___ Dataset content

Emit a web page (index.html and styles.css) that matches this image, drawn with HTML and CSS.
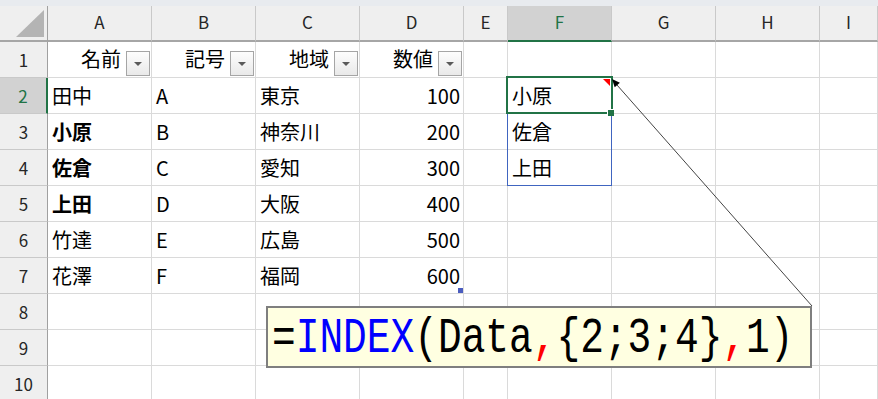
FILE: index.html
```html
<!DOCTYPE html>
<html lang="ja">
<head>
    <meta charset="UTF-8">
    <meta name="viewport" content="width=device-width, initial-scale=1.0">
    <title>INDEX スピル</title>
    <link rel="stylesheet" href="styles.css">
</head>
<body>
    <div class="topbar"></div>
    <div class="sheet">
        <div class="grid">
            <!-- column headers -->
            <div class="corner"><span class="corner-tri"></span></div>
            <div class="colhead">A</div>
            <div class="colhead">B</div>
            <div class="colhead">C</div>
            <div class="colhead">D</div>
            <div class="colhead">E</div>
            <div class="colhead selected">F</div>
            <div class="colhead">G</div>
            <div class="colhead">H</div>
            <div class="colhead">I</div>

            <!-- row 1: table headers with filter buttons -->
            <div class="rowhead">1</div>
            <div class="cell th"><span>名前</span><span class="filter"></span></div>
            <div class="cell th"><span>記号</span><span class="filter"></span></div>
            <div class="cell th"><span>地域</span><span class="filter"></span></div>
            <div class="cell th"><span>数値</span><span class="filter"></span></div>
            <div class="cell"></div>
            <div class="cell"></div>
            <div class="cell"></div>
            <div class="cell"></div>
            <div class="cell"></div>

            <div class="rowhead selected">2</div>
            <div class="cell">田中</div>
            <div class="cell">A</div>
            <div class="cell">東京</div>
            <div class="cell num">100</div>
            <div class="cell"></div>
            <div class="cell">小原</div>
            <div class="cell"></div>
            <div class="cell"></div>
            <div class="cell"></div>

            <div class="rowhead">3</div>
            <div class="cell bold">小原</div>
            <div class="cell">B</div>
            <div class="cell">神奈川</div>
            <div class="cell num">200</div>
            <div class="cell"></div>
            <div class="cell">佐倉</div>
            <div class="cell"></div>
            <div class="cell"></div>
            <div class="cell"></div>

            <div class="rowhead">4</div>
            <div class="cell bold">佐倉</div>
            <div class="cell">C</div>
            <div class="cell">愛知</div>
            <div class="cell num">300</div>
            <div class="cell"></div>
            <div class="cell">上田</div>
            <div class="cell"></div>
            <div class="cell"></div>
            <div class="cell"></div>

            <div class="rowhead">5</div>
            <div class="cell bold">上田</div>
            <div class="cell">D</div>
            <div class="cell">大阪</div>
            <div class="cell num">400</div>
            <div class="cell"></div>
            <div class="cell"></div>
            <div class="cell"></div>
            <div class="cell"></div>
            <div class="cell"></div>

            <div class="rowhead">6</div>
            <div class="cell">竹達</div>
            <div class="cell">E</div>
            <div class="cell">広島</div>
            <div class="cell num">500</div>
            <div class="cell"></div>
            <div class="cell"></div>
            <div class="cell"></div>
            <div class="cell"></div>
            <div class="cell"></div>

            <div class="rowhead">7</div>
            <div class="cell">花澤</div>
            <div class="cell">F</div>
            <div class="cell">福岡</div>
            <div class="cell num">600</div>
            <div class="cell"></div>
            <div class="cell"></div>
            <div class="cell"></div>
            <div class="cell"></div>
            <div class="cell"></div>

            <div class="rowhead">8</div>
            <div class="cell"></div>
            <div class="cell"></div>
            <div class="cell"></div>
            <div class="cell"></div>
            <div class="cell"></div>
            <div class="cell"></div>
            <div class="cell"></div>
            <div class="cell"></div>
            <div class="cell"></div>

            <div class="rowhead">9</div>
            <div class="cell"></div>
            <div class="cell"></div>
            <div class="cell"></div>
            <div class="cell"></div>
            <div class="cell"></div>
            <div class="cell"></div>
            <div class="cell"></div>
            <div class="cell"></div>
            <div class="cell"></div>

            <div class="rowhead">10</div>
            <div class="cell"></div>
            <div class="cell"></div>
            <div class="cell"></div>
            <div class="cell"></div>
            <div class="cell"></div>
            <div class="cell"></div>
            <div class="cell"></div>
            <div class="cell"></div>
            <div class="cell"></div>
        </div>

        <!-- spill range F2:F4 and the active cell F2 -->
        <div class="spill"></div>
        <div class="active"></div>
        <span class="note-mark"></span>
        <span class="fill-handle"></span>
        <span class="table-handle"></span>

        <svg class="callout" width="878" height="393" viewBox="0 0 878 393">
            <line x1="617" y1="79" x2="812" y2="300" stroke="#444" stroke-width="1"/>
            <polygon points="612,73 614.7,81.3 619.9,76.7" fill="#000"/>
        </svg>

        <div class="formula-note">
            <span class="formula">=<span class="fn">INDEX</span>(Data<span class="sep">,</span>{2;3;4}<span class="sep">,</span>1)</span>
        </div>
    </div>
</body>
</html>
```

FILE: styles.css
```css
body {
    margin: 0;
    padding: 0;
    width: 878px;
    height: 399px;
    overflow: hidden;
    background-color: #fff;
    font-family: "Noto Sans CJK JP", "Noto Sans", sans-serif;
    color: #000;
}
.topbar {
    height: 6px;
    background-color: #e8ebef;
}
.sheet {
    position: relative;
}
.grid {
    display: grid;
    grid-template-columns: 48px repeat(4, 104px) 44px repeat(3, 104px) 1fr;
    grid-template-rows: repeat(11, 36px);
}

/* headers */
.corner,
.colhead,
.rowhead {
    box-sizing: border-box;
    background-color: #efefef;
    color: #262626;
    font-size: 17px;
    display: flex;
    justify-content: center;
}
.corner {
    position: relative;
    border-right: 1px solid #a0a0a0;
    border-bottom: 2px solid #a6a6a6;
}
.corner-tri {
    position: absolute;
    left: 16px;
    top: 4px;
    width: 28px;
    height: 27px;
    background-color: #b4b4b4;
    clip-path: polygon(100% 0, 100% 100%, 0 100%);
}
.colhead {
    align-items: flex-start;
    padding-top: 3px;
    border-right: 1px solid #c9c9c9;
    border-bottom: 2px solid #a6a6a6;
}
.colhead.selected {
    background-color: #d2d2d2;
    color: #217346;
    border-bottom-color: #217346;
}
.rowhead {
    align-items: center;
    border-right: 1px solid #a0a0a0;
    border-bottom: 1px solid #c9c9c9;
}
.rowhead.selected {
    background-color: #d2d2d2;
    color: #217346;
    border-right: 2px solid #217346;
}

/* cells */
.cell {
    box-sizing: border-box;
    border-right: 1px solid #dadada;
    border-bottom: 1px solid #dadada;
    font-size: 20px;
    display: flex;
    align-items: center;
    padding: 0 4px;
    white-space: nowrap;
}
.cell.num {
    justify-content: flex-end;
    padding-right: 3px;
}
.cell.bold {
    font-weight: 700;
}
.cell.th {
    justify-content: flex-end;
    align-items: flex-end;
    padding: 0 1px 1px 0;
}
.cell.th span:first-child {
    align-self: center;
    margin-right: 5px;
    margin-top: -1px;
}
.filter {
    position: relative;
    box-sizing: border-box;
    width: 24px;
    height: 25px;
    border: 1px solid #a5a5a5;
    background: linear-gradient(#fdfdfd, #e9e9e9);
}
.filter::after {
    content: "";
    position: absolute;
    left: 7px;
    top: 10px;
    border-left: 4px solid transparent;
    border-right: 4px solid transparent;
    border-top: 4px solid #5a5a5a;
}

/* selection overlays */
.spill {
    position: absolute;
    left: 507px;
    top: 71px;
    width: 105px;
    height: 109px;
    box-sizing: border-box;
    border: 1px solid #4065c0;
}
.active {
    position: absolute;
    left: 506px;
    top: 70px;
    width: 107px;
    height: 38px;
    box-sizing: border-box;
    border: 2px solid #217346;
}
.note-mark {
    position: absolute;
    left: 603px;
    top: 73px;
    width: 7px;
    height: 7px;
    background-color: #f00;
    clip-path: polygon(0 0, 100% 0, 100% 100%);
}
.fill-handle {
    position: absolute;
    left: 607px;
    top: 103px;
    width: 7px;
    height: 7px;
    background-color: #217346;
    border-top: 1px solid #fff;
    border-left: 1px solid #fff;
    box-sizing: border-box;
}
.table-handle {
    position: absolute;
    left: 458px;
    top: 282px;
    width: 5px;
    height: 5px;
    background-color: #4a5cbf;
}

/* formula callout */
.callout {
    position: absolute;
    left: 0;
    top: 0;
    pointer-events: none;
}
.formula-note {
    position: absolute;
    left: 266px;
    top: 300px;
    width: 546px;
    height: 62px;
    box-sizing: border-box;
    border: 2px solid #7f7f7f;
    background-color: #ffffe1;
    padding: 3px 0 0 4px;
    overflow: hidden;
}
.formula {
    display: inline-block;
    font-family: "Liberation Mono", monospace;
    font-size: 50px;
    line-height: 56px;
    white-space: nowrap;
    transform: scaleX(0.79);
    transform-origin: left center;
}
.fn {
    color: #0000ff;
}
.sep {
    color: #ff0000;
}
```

______

Check each line of the data above for the word "with", then state how many lines have it. Give the number alone.

2